Fábio de Oliveira
Do UOL, em São Paulo
Quando a gente se depara com uma menina de três ou quatro anos brincando com uma boneca, daquelas que lembram um bebê, não titubeia em pensar na existência de um instinto materno. Mas será mesmo que toda mulher já nasce preparada para se dedicar a um filho?
UOL Comportamento fez essa pergunta a três especialistas de diferentes áreas: uma antropóloga, uma psicóloga e um fisiologista. A argumentação de cada um deles é diversa, mas acaba chegando sempre à mesma conclusão: o instinto materno não existe.
A antropóloga Mirian Goldenberg diz que falar de instinto aprisiona as mulheres ao papel de mãe. "Elas também podem ser outras coisas", diz ela, que é professora da UFRJ (Universidade Federal do Rio de Janeiro).
Essa ideia, construída culturalmente, vem sendo demolida pelas transformações ocorridas no país nos últimos anos. "Cresceu o número de mulheres que não têm filho ou adiam a gravidez. Isso mostra que o instinto materno não existe", afirma a antropóloga.
Pressão interna e externa
De acordo com Mirian, as brasileiras começam a derrubar o mito de que só serão felizes se constituírem uma família. Mas há muita estrada pela frente. "Esses valores ainda estão muito introjetados nelas. As mulheres sofrem pressão interna e externa para terem filhos. Ainda não é uma escolha legítima".

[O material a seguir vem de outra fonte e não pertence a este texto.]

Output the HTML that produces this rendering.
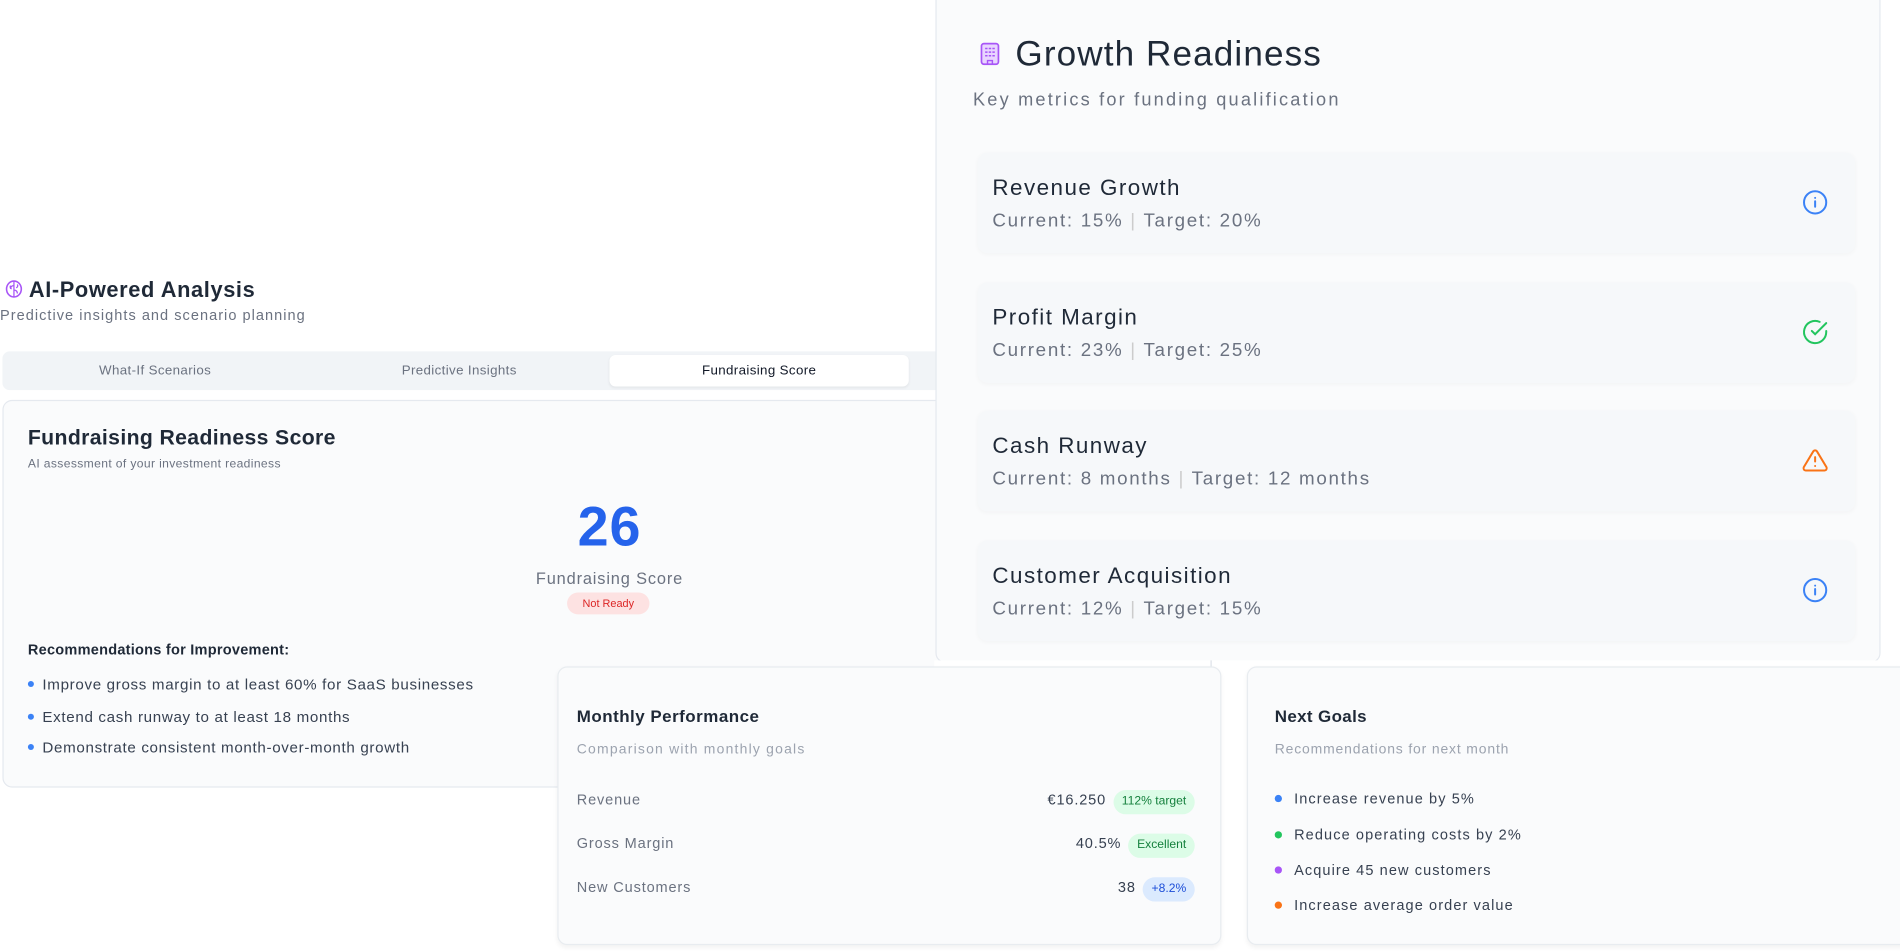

As próprias mulheres questionam umas às outras: você não vai passar por uma experiência tão determinante? Até o mercado estimula a crença no instinto materno para aquecer as vendas em efemérides como o Dia das Mães. As que não desempenham esse papel se sentem deslocadas diante da enxurrada de propagandas para a segunda data mais importante do ano para o comércio.
"Imagine se isso aconteceria na Alemanha?", pergunta Mirian, usando como o exemplo o país que incentiva os casais a terem filhos, devido à baixa taxa de natalidade.
Comportamento adquirido, não instintivo
De acordo com a psicóloga Maria Luísa Castro Valente, da Unesp (Universidade Estadual Paulista Júlio de Mesquita Filho), em Assis (SP), a maternidade, como outros comportamentos, é socialmente adquirida.
"A idade reprodutiva está se tornando mais tardia devido à inserção econômica feminina", diz Maria Luísa. "Vivemos em uma cultura na qual muitas mulheres têm contato com um recém-nascido pela primeira vez quando têm seu próprio filho".
Do ponto de vista biológico, o conceito de instinto materno também não encontra eco. "Essa ideia se baseia na existência de um conjunto de comportamentos inatos, que estariam prontos para serem desencadeados pelo estímulo, o recém-nascido", explica Aldo B. Lucion, que é professor de fisiologia do sistema nervoso na UFRGS (Universidade Federal do Rio Grande do Sul).
Segundo Lucion, nessa concepção haveria um período específico para que o elo afetivo se efetivasse, ou seja, até alguns dias depois do parto. Depois desse intervalo, nada feito.
"As premissas do instinto materno não foram comprovadas. Esse conceito de padrões comportamentais fixos pode gerar muita ansiedade na mulher, especialmente com seu primeiro filho", explica o professor. "É muito comum a mãe ficar preocupada se está fazendo certo, como se houvesse um conjunto de condutas pré-estabelecido".
Influências ambientais
Em vários animais, inclusive no ser humano, a maneira de agir das mamães é flexível e extraordinariamente adaptada ao ambiente. Dessa forma, o instinto materno como um padrão pode levar à negligência na construção de um modo de interagir com o bebê.
"Essa interação com o filho é mais dinâmica do que outras relações afetuosas", afirma Lucion. Isso porque ele se desenvolve e se transforma rapidamente com o crescimento, requerendo que o vínculo seja naturalmente ajustável.
"O comportamento materno é biologicamente essencial e foi um passo evolutivo decisivo", explica o professor. Ter uma prole em pequeno número, que recebe alto investimento, diferencia os mamíferos de outras espécies, que contam com uma grande quantidade de descendentes sem nenhum contato mais próximo com os genitores.